Data Centers in Space: A New Frontier for Artificial Intelligence Infrastructure
The U.S. Government Accountability Office’s April 2026 Science & Tech Spotlight, Data Centers in Space, provides a concise but important assessment of an emerging idea at the intersection of artificial intelligence, space systems, energy policy, and digital infrastructure. Giving credit to GAO and its Science, Technology Assessment, and Analytics team, including Karen L. Howard, PhD, Katrina Pekar-Carpenter, Nathan Hamm, Marie Armbruster, Jehan Chase, Mark Kuykendall, and Anika McMillon, the report examines whether data processing and storage systems could be placed in orbit to support AI, cloud computing, and space-generated data processing.
The report begins from a practical premise: terrestrial data centers require substantial land, electricity, cooling, and water. As artificial intelligence expands, these demands are expected to increase. GAO notes that the Department of Energy projects data centers could account for up to 12 percent of U.S. electrical demand by 2028, driven in large part by AI development. Space-based data centers are proposed as one potential response. Instead of locating servers, storage systems, and network equipment in facilities on Earth, these systems would be housed in satellites, most likely in low Earth orbit.
The concept is appealing because certain low Earth orbits could provide near-continuous access to solar energy, while space-based processing could reduce some pressure on terrestrial electrical grids, land use, and water consumption. The report’s figure comparing terrestrial and hypothetical in-space data centers illustrates this contrast. A large terrestrial data center may require 100 megawatts of power and more than 200,000 gallons of water per day, while a proposed satellite design would rely on large solar arrays and radiator surface area to support computing and cooling needs.
However, GAO is careful not to overstate the maturity of the technology. The underlying components—satellite power, communications, computing hardware, and thermal management—are familiar, but using them at the scale necessary for large data centers remains unproven. Smaller orbital systems designed to process data collected in space may be closer to practical deployment than large platforms intended to train AI models. The distinction matters because the power, cooling, and communications requirements for AI-scale computing are substantial.

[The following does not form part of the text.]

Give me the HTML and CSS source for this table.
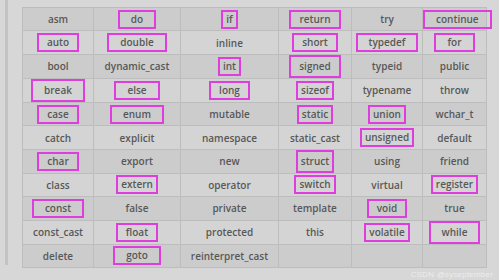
FILE: index.html
```html
<!DOCTYPE html>
<html>
<head>
<meta charset="utf-8">
<link rel="stylesheet" href="styles.css">
</head>
<body>
<div class="page">
  <div class="bar"></div>
  <div class="main">
    <table class="kw">
      <tr><td>asm</td><td><span class="m m-w">do</span></td><td><span class="m m-n">if</span></td><td><span class="m">return</span></td><td>try</td><td><span class="m m-w">continue</span></td></tr>
      <tr><td><span class="m">auto</span></td><td><span class="m m-w">double</span></td><td>inline</td><td><span class="m">short</span></td><td><span class="m m-w">typedef</span></td><td><span class="m m-w">for</span></td></tr>
      <tr><td>bool</td><td>dynamic_cast</td><td><span class="m m-n">int</span></td><td><span class="m m-t">signed</span></td><td>typeid</td><td>public</td></tr>
      <tr><td><span class="m m-w m-t">break</span></td><td><span class="m m-w">else</span></td><td><span class="m">long</span></td><td><span class="m m-n">sizeof</span></td><td>typename</td><td>throw</td></tr>
      <tr><td><span class="m">case</span></td><td><span class="m m-w">enum</span></td><td>mutable</td><td><span class="m m-n">static</span></td><td><span class="m m-n">union</span></td><td>wchar_t</td></tr>
      <tr><td>catch</td><td>explicit</td><td>namespace</td><td>static_cast</td><td><span class="m m-n">unsigned</span></td><td>default</td></tr>
      <tr><td><span class="m">char</span></td><td>export</td><td>new</td><td><span class="m m-n m-t">struct</span></td><td>using</td><td>friend</td></tr>
      <tr><td>class</td><td><span class="m m-n">extern</span></td><td>operator</td><td><span class="m m-n">switch</span></td><td>virtual</td><td><span class="m m-n">register</span></td></tr>
      <tr><td><span class="m m-w">const</span></td><td>false</td><td>private</td><td>template</td><td><span class="m">void</span></td><td>true</td></tr>
      <tr><td>const_cast</td><td><span class="m">float</span></td><td>protected</td><td>this</td><td><span class="m m-n">volatile</span></td><td><span class="m m-w m-t">while</span></td></tr>
      <tr><td>delete</td><td><span class="m m-w">goto</span></td><td>reinterpret_cast</td><td></td><td></td><td></td></tr>
    </table>
    <div class="mark">CSDN @syseptember</div>
  </div>
</div>
</body>
</html>
```

FILE: styles.css
```css
* { box-sizing: border-box; }
html, body { margin: 0; padding: 0; }
body {
  background: #d7d7d7;
  font-family: "Open Sans", "Liberation Sans", sans-serif;
  width: 499px;
  height: 280px;
  overflow: hidden;
}
.page {
  display: flex;
  align-items: flex-start;
  height: 280px;
}
.bar {
  width: 3px;
  height: 265px;
  margin-left: 5px;
  background: #c3c3c3;
  flex: none;
}
.main {
  margin-left: 14px;
  padding-top: 7px;
  display: flex;
  flex-direction: column;
}
.kw {
  border-collapse: collapse;
  table-layout: fixed;
  width: 464px;
}
.kw td {
  border: 1px solid #bdbdbd;
  height: 23.45px;
  padding: 0;
  text-align: center;
  vertical-align: middle;
  font-size: 10px;
  font-weight: 600;
  color: #585858;
  white-space: nowrap;
}
.kw td:nth-child(1) { width: 71px; }
.kw td:nth-child(2) { width: 87px; }
.kw td:nth-child(3) { width: 98px; }
.kw td:nth-child(4) { width: 73px; }
.kw td:nth-child(5) { width: 71px; }
.kw td:nth-child(6) { width: 64px; }
.kw tr:nth-child(odd) td { background: #cccccc; }
.kw tr:nth-child(even) td { background: #d4d4d4; }
.m {
  display: inline-block;
  border: 2px solid #dd3edd;
  padding: 1px 8px;
  line-height: 13px;
}
.m-w { padding-left: 11px; padding-right: 11px; }
.m-n { padding-left: 3px; padding-right: 3px; }
.m-t { padding-top: 3px; padding-bottom: 3px; }
.mark {
  align-self: flex-end;
  margin-right: -6px;
  margin-top: 2px;
  font-family: "Liberation Sans", sans-serif;
  font-size: 8px;
  color: #ececec;
  letter-spacing: 0.2px;
}
```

The most significant engineering challenge may be heat. Although space is often thought of as cold, it does not cool computer hardware efficiently because heat does not disperse easily in the vacuum of space. Large data centers generate significant waste heat, and that heat must be radiated away to avoid damaging equipment. GAO notes that cooling solutions at this scale remain unproven, and the solar arrays required for major systems could be larger than any assembled in space as of April 2026.
The report also identifies broader policy and operational risks. Large constellations of data-center satellites could make low Earth orbit more crowded, increasing collision risks, interfering with astronomical research, and complicating management of radio frequencies. Computing in space also faces radiation risks that can corrupt data and degrade hardware. If these systems require frequent replacement or decommissioning, they could contribute to orbital debris or reentry risks.
For policymakers and contractors, the report’s importance lies in its framing. Space-based data centers are not science fiction, but neither are they near-term substitutes for terrestrial infrastructure. They are an emerging technology with potential benefits, especially for processing space-generated data and reducing some terrestrial resource burdens. Yet their deployment will require advances in launch economics, thermal control, satellite servicing, communications, orbital governance, and international legal frameworks. GAO’s central contribution is to place this technology in the proper policy context: promising, technically plausible, but not yet proven at scale.
Disclaimer:
This article is for general informational purposes only and does not constitute legal, technical, engineering, procurement, or policy advice. Readers should consult qualified professionals regarding specific technology, contracting, regulatory, or investment decisions.